2. The melting furnace according to claim 1, wherein the gas transporting portion of the crucible cooling mechanism is located upstream or downstream from the heat exchange portion.

3. The melting furnace according to claim 1, wherein an inner diameter of the outlet is smaller than an inner diameter of the intake.

4. The melting furnace according to claim 1, wherein the outlet blows the inert gas at a greater flow rate than the intake.

5. The melting furnace according to claim 1, wherein the crucible tilts around a tilt axis so as to switch between a melting state and a pouring state.

6. The melting furnace according to claim 1, wherein the crucible comprise an inside bottom surface and a spout portion from which the melted raw material poured out.

7. The melting furnace according to claim 1, wherein the outlet is positioned facing an inside bottom surface of the crucible when the crucible is in a pouring state, and the intake is positioned closer to a bottom surface side of the sealed container than is a spout portion of the crucible, when the crucible is in the pouring state.

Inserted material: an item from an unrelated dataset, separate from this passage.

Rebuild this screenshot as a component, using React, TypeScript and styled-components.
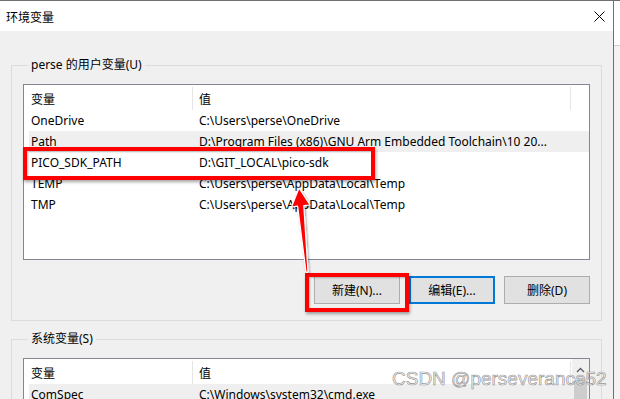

8. The melting furnace according to claim 7, wherein when the crucible is in the pouring state and the spout portion is facing towards the bottom surface side of the sealed container, the intake is positioned below the spout portion of the crucible.

9. The melting furnace according to claim 1, wherein the intake is positioned below a spout portion of the crucible in a direction which the melted raw material is poured out.

10. The melting furnace according to claim 7, wherein the outlet is positioned such that the inert gas discharged from the outlet is blown onto an area within 40% of a diameter from a center of the inside bottom surface of the crucible.

11. The melting furnace according to claim 1, wherein the heat exchange portion and the gas transporting portion of the crucible cooling mechanism are located between the intake and the outlet of the pipe portion.

12. The melting furnace according to claim 1, wherein the heat exchange portion has a heat exchanger, and the gas transporting portion has a fan.